In a year of breakthrough films by African-American directors, of black excellence, panthers and klansmen, of Beale Street scuttlebutt and warrior widows, an unlikely white director has also hopped on the race relations bandwagon, helming a durable and crowd pleasing vehicle that’s worthy of more than a footnote. In fact, there’s something about director Peter Farrelly, best known for gross-out comedies, that yields a consistently bright and triumphant tone for Green Book (A-), elevating a true story to modern classic status. This 60s-set dramedy features Viggo Mortensen as a white nightclub bouncer who takes a job as driver and security for a black piano prodigy played by Mahershala Ali on a multi-state concert tour, guided by the titular journal about how to stay on a straight and narrow path through the segregated Deep South.
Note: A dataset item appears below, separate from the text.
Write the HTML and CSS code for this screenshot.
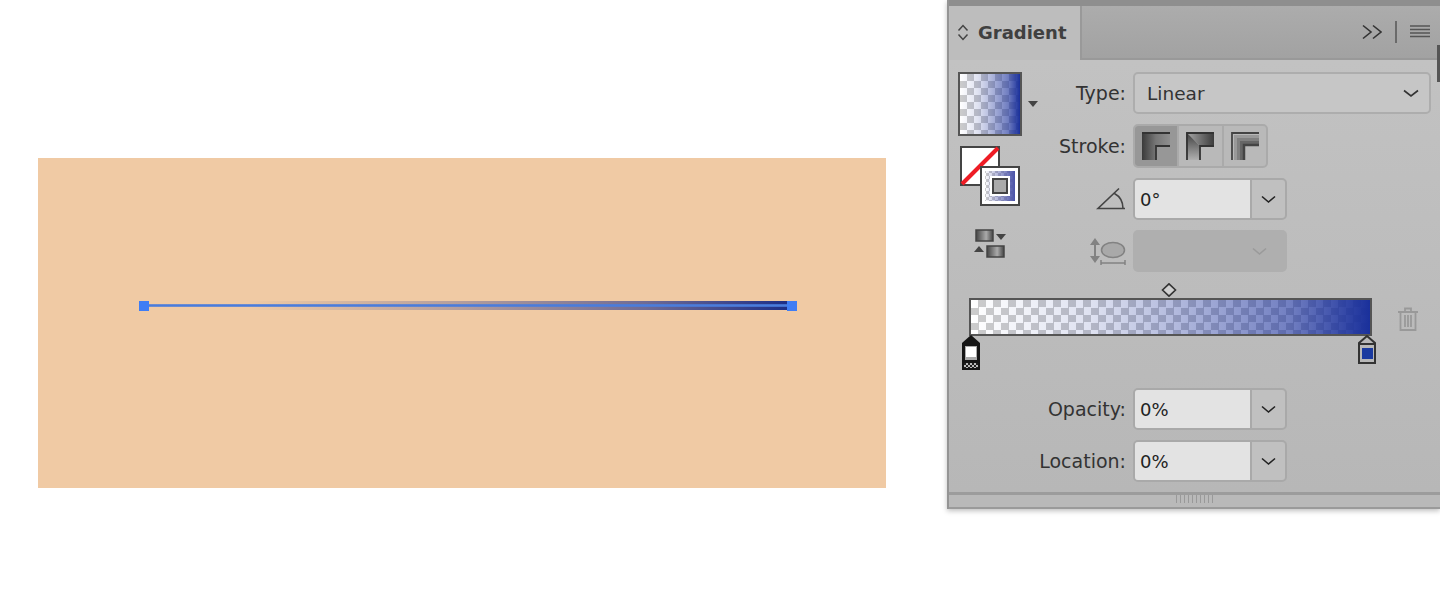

The central performances are authentic and lived in, with Mortensen chewing the scenery and any food in sight as a portly pugilist with buckets to learn and Ali lending delicate dignity swirled with a worldly virtuoso to a lonely character who finds himself a multiple outcast in his own skin. The buddy comedy elements of the film are fittingly amusing and often revelatory, so it’s heartening when Farrelly resists most hamfisted impulses even when the narrative takes dramatic detours. Combined with lovely music, impeccable art direction and two of the most iconic performances of the year, it’s old-fashioned Hollywood manipulation that’s hard to resist. While film historians may claim one must choose between the likes of a more traditional tale such as Driving Miss Daisy or a gut-punch of modern cinema such as Do the Right Thing to chronicle the racial reconciliation agenda, there’s spotlight aplenty for multiple lenses addressing America’s most complex questions when it bubbles up from the right spirit. Farrelly’s film is more Miss Daisy/Hoke Colburn or Andy Dufresne/Red territory on the moviemaking map, but even a familiar road to redemption filled with such grace notes so gorgeously played is well worth treading.